A thoroughly enjoyable evening that we would hope to repeat again.
We love Apple Day!
A firm favourite amongst our Members and visitors alike, we were, for a change, blessed with good weather for the annual Apple Day event this year.
The sun shone, visitors came in good numbers, our new cob pizza oven got fired up and the apple juice flowed.
A strange year for apples in these parts.
Some trees were laden with fruit, but frequently this year there were stories of a poorer crop than last year.
Welcome to the precarious and engaging world of fruit growing.
Nevertheless we had gathered in crates and trugs of fruit from local orchards and many of our visitors arrived with their own surplus fruit to be juiced and pasteurised.
Colwall Village Garden is a special place and the visiting kids enjoyed the freedom to romp around in a safe and relaxed place, and to play in an orchard environment.
There's free access to the site throughout the year and increasingly this is becoming a fun destination for kids to picnic and play.
We like good equipment.
This electric scratter, manufactured by Speidel, is the first part of the process to extract juice from fruit.

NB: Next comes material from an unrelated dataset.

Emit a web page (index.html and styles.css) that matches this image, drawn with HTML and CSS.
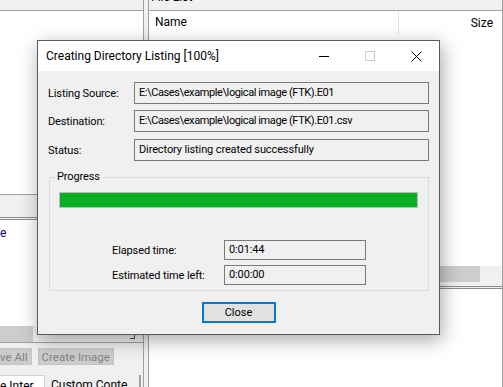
FILE: index.html
```html
<!DOCTYPE html>
<html lang="en">
  <head>
    <meta charset="UTF-8" />
    <title>Creating Directory Listing</title>
    <link rel="stylesheet" href="styles.css">
  </head>
  <body>
    <div class="app">
      <div class="left-col">
        <div class="pane-title right"><span class="pane-text">&times;</span></div>
        <div class="tree"></div>
        <div class="panel-strip"></div>
        <div class="tree-lower"><span class="tree-item">e</span></div>
        <div class="hscroll"><div class="thumb thumb-left"></div><span class="grip"></span></div>
        <div class="btn-row">
          <button class="btn-off btn-cut">ve All</button>
          <button class="btn-off">Create Image</button>
        </div>
        <div class="tabs">
          <span class="tab active">e Inter</span>
          <span class="tab">Custom Conte</span>
        </div>
      </div>
      <div class="splitter"></div>
      <div class="right-col">
        <div class="pane-title"><span class="pane-text">File List</span></div>
        <div class="list-head">
          <span class="col-name">Name</span>
          <span class="col-size">Size</span>
        </div>
        <div class="list-body"></div>
        <div class="hscroll"><div class="thumb thumb-right"></div></div>
        <div class="split-lines"></div>
        <div class="lower"></div>
      </div>
    </div>

    <div class="dialog">
      <div class="dlg-title">
        <span class="dlg-caption">Creating Directory Listing [100%]</span>
        <div class="caption-btns">
          <span class="cap-btn">
            <svg width="10" height="10" viewBox="0 0 10 10"><path d="M0 5.5h10" stroke="#000" stroke-width="1"/></svg>
          </span>
          <span class="cap-btn">
            <svg width="10" height="10" viewBox="0 0 10 10"><rect x="0.5" y="0.5" width="9" height="9" fill="none" stroke="#cccccc"/></svg>
          </span>
          <span class="cap-btn">
            <svg width="11" height="11" viewBox="0 0 11 11"><path d="M0.5 0.5l10 10M10.5 0.5l-10 10" stroke="#000" stroke-width="1"/></svg>
          </span>
        </div>
      </div>
      <div class="dlg-body">
        <div class="field-row">
          <label>Listing Source:</label>
          <div class="field path">E:\Cases\example\logical image (FTK).E01</div>
        </div>
        <div class="field-row">
          <label>Destination:</label>
          <div class="field path">E:\Cases\example\logical image (FTK).E01.csv</div>
        </div>
        <div class="field-row status-row">
          <label>Status:</label>
          <div class="field">Directory listing created successfully</div>
        </div>
        <fieldset class="group">
          <legend>Progress</legend>
          <div class="bar"><div class="bar-fill" style="width: 100%"></div></div>
          <div class="times">
            <label>Elapsed time:</label>
            <div class="time-field">0:01:44</div>
            <label>Estimated time left:</label>
            <div class="time-field">0:00:00</div>
          </div>
        </fieldset>
        <div class="dlg-actions">
          <button class="btn-default">Close</button>
        </div>
      </div>
    </div>
  </body>
</html>
```

FILE: styles.css
```css
body {
  margin: 0;
  width: 503px;
  height: 387px;
  overflow: hidden;
  position: relative;
  font-family: Roboto, "Noto Sans", sans-serif;
  font-size: 12px;
  color: #000;
  background-color: #fff;
}
.app {
  display: flex;
  height: 387px;
}
.left-col {
  width: 143px;
  display: flex;
  flex-direction: column;
  background-color: #f0f0f0;
  border-right: 1px solid #a0a0a0;
}
.splitter {
  width: 4px;
  background-color: #f0f0f0;
}
.right-col {
  flex: 1;
  display: flex;
  flex-direction: column;
  border-left: 1px solid #a0a0a0;
  border-right: 1px solid #a0a0a0;
}
.pane-title {
  height: 10px;
  border-bottom: 1px solid #a0a0a0;
  background-color: #f0f0f0;
  overflow: hidden;
  display: flex;
  padding-left: 2px;
}
.pane-title.right {
  justify-content: flex-end;
  padding-right: 5px;
}
.pane-text {
  line-height: 16px;
  margin-top: -11px;
}
.tree {
  height: 183px;
  background-color: #fff;
}
.panel-strip {
  height: 22px;
  border-top: 1px solid #a0a0a0;
  border-bottom: 3px double #8c8c8c;
}
.tree-lower {
  height: 106px;
  background-color: #fff;
  padding-top: 5px;
  box-sizing: border-box;
}
.tree-item {
  color: #00007f;
  line-height: 16px;
}
.hscroll {
  height: 16px;
  display: flex;
  align-items: flex-end;
  background-color: #f0f0f0;
}
.thumb {
  height: 16px;
  background-color: #cdcdcd;
}
.thumb-left {
  width: 33px;
}
.thumb-right {
  width: 331px;
}
.grip {
  margin-left: auto;
  margin-right: 8px;
  margin-bottom: 3px;
  width: 4px;
  height: 4px;
  border-right: 1px solid #555;
  border-bottom: 1px solid #555;
}
.btn-row {
  height: 33px;
  border-top: 1px solid #a0a0a0;
  display: flex;
  gap: 6px;
  padding-top: 5px;
  box-sizing: border-box;
}
.btn-off {
  height: 17px;
  padding: 0 3px;
  font: inherit;
  font-size: 11.5px;
  line-height: 14px;
  color: #838383;
  background-color: #cccccc;
  border: 1px solid #c4c4c4;
}
.btn-cut {
  padding-left: 0;
  border-left: none;
}
.tabs {
  flex: 1;
  display: flex;
  overflow: hidden;
  border-right: 2px solid #a0a0a0;
  margin-right: 2px;
}
.tab {
  padding: 2px 6px 0 6px;
  line-height: 16px;
}
.tab.active {
  width: 38px;
  padding-left: 0;
  background-color: #fff;
  border-top: 1px solid #d0d0d0;
  border-right: 1px solid #d0d0d0;
}
.list-head {
  height: 23px;
  display: flex;
  align-items: center;
  background-color: #fff;
}
.col-name {
  width: 243px;
  padding-left: 6px;
  line-height: 23px;
  border-right: 1px solid #e5e5e5;
}
.col-size {
  flex: 1;
  text-align: right;
  padding-right: 9px;
}
.list-body {
  height: 232px;
  background-color: #fff;
}
.split-lines {
  height: 4px;
  background-color: #f0f0f0;
  border-bottom: 3px double #8c8c8c;
}
.lower {
  flex: 1;
  background-color: #fff;
}
.dialog {
  position: absolute;
  left: 37px;
  top: 40px;
  width: 401px;
  border: 1px solid #5a5a5a;
  background-color: #f0f0f0;
  box-shadow: 2px 5px 18px rgba(0, 0, 0, 0.35);
}
.dlg-title {
  height: 30px;
  display: flex;
  align-items: center;
  background-color: #fff;
}
.dlg-caption {
  flex: 1;
  padding-left: 8px;
}
.caption-btns {
  display: flex;
  height: 100%;
}
.cap-btn {
  width: 46px;
  display: flex;
  align-items: center;
  justify-content: center;
}
.cap-btn svg {
  display: block;
}
.dlg-body {
  padding: 11px 10px 11px 10px;
  font-size: 11px;
  letter-spacing: -0.12px;
}
.field-row {
  display: grid;
  grid-template-columns: 86px 1fr;
  align-items: center;
}
.field-row + .field-row {
  margin-top: 6px;
}
.status-row {
  margin-top: 7px !important;
}
.field {
  height: 20px;
  line-height: 20px;
  padding: 0 4px;
  border: 1px solid #7a7a7a;
  white-space: nowrap;
}
.field.path {
  letter-spacing: -0.4px;
}
.group {
  margin: 8px 0 0 1px;
  padding: 0 10px 5px 9px;
  border: 1px solid #dcdcdc;
  min-width: 0;
}
.group legend {
  padding: 0 2px;
  margin-left: -4px;
  line-height: 16px;
}
.bar {
  margin-top: 7px;
  height: 14px;
  border: 1px solid #bcbcbc;
  background-color: #e6e6e6;
}
.bar-fill {
  height: 100%;
  background-color: #06b025;
}
.times {
  display: grid;
  grid-template-columns: 112px 142px;
  row-gap: 5px;
  margin: 32px 0 0 53px;
  align-items: center;
}
.time-field {
  height: 18px;
  line-height: 18px;
  padding: 0 4px;
  border: 1px solid #7a7a7a;
}
.dlg-actions {
  display: flex;
  justify-content: center;
  margin-top: 11px;
}
.btn-default {
  width: 74px;
  height: 21px;
  padding: 0;
  font: inherit;
  line-height: 16px;
  color: #000;
  background-color: #e1e1e1;
  border: 2px solid #0078d7;
}
```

The scratter breaks up the whole fruit into a coarse pulp which is then pressed to extract the juice.
Replacing an old hand- cranked scratter we find that we are able to extract far more juice using this new piece of kit compared with the old one.
We setup some apple-related games - in this instance Pin The Wriggly Worm to the Apple - for all to enjoy.
Our Apple Catapult, erected within the community orchard, once again proved to be on target for both young and old alike.
Our recently completed cob pizza oven had its' first proper use on Apple Day and we served a steady stream of delicious home-made pizzas.
A big thank you to our volunteers Deb and Laurence (pictured above) whose sterling work on the landscaping and supporting structure, made the cob oven available for use on time.
Thanks too to all of the other volunteers who made Apple Day happen this year - we couldn't do it without you!
See more on the construction of the cob pizza oven, below.
A beautiful day in September found us working at the idyllic location of the Beauchamp Community at Newland, near Malvern.
In the picture above we are pruning a large old apple tree in their veteran orchard.
Our fruit tree expert, Tim Dixon, spent a couple of hours passing pruning tips onto members of the Beuachamp Community's gardening club - here working on some young plum trees.
There's nothing like working with good kit and on a large veteran apple tree like this we're very glad of our fantastic Niwaki orchard tripod ladders and our long handled pruning saws to get the job done efficiently and safely.
Not a new dance craze hitting Colwall but instead the start of the ancient art of cob making.
Clean clay is wetted, broken down by trampling, and mixed with sand and straw to make the wondrously simple building material called cob.
This was the start of a two day practical course in which we learnt the art of constructing a cob pizza oven which will be an additional attraction at our Colwall Village Garden site.
Recycled wine bottles are added to the base of the cob oven structure.
These help to retain heat when the oven is fired up.
Our thanks to our numerous volunteers who were readily able to provide these essential building materials...!
Our tutor - Matthew Lloyd of The Fabulous Cob Oven Company - getting to grips with some of the more skilled parts of the construction process.
It was lovely to be in the company of a talented craftsman.
More information from him at www.coboven.co.uk
Finally, a massive THANK YOU to the generosity and vision of Alan and Virginia Seddon who made this project possible.
Our pilot meadows orchard project got started on the ground this week.
We have begun to harvest wildflower seed, to include large quantities of Yellow Rattle, from our local donor meadow site, and we'll be drying the seed next, with a view to spreading it in test areas of our newly created orchards at Colwall Village Garden and at Lugg's Mill in August.
With thanks to the owner of the donor meadow and to our partners at Herefordshire Meadows and also Herefordshire Wildlife Trust.
The seed collector is very efficient at collecting seed ...and other (unwanted) material!
Sometimes the simplest solutions are the best.
An old, cane sun lounger makes a fabulous improvised sieve to sort the wildflower seed from the chaff.
A fantastic result.
Significant quantities of wildflower seed collected to include Yellow Rattle - a parasitic plant that helps to check the growth of grass that would otherwise out-compete other wildflower meadow plants.